Wednesday, November 14, 2007

The Masks We Wear

Back in the olden days of my first online community experience (1996-1997) on Electric Minds there was a topic called "The Mask We Wear." It was one of those discussions that enabled me to see the power of online communication, and to explore with others how we can hide behind masks and use them to express our identity.

I can't recall the details of the conversation. But I remember the visceral feeling of understanding something more deeply than before I entered the conversation.

Tonight I came across a link via the New Media Consortium's Blog (Thanks, Alan) to this video from Robbie Dingo called Mask.

After watching it, I had that same feeling I had in the Electric Minds conversation those many years ago.

How we both see ourselves and represent ourselves, online and off, is an essential part of our connection with others. Even when we "hide" behind our masks, we are being some part of ourselves.
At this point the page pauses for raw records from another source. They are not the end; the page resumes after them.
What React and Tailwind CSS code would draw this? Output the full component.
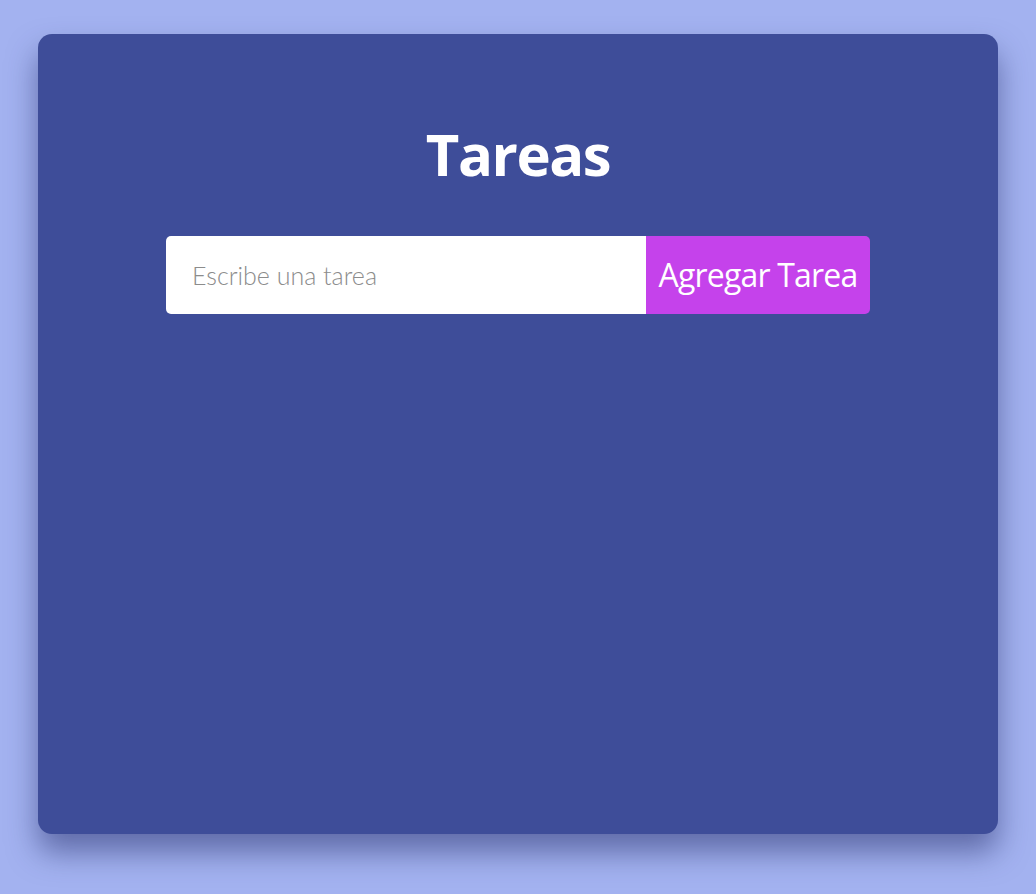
export default function App() {
  return (
    <div className="min-h-screen w-full bg-[#a3b2f0] flex justify-center pt-[34px] pb-[60px]">
      <div className="w-[960px] h-[800px] bg-[#3e4d99] rounded-[14px] shadow-[0_18px_30px_rgba(40,50,110,0.55)] flex flex-col items-center pt-[85px]">
        <h1 className="text-white text-[58px] leading-[70px] font-bold font-['Open_Sans',sans-serif] tracking-tight">
          Tareas
        </h1>
        <form className="mt-[47px] flex w-[704px] h-[78px]" onSubmit={(e) => e.preventDefault()}>
          <input
            type="text"
            placeholder="Escribe una tarea"
            className="w-[480px] h-full bg-white rounded-l-[5px] pl-[26px] text-[25px] font-light text-gray-700 placeholder:text-[#8c8c8c] font-['Lato',sans-serif] outline-none"
          />
          <button
            type="submit"
            className="flex-1 h-full bg-[#c542eb] rounded-r-[5px] text-white text-[32px] font-['Open_Sans',sans-serif] tracking-tight"
          >
            Agregar Tarea
          </button>
        </form>
      </div>
    </div>
  );
}
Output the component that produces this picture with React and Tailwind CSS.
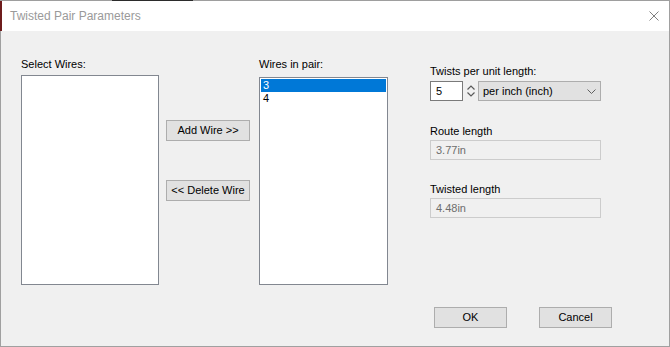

When we had only text based online interaction, with the occasional picture thrown in, we created those masks in our writing. Second Life, World of Warcraft and other games and virtual environments give us new ways to express ourselves, to hide, to flaunt, and to embody our identity.

A good friend of mine, while expressing her delight in her new Second Life experiences, said "I love my avatar." When I saw it, I understood what she meant. She had captured something ineffable about herself in the avatar. At 600 miles away, her spirit and love showed through that avatar. It was remarkable.

In making our mark online - in our blogs, wikis, discussions, emails, avatars, digital stories and writings - we are sending a bit of ourselves out to the world.

It is pretty darn remarkable, these masks we wear.


Anonymous Candace said...

Interesting post but it loses something when the video is no longer available. Could you give an idea of what was there?

5:38 AM  
Blogger Nancy White said...

Candace, the YouTube video embedded in the post is showing for me, along with the link. So it may have been unavailable for a bit. But your question leads me to think about how I can more carefully reference external material in case it IS unavailable. Good learning.

In any case, it was a montage of Secondlife avatars, merging from one to the other with music in the background. What was fascinating to me was a) they way people have chosen to represent themselves in 2ndLife and b) what I saw in common and different as the images merged from one to the other. How are we alike? How are we different?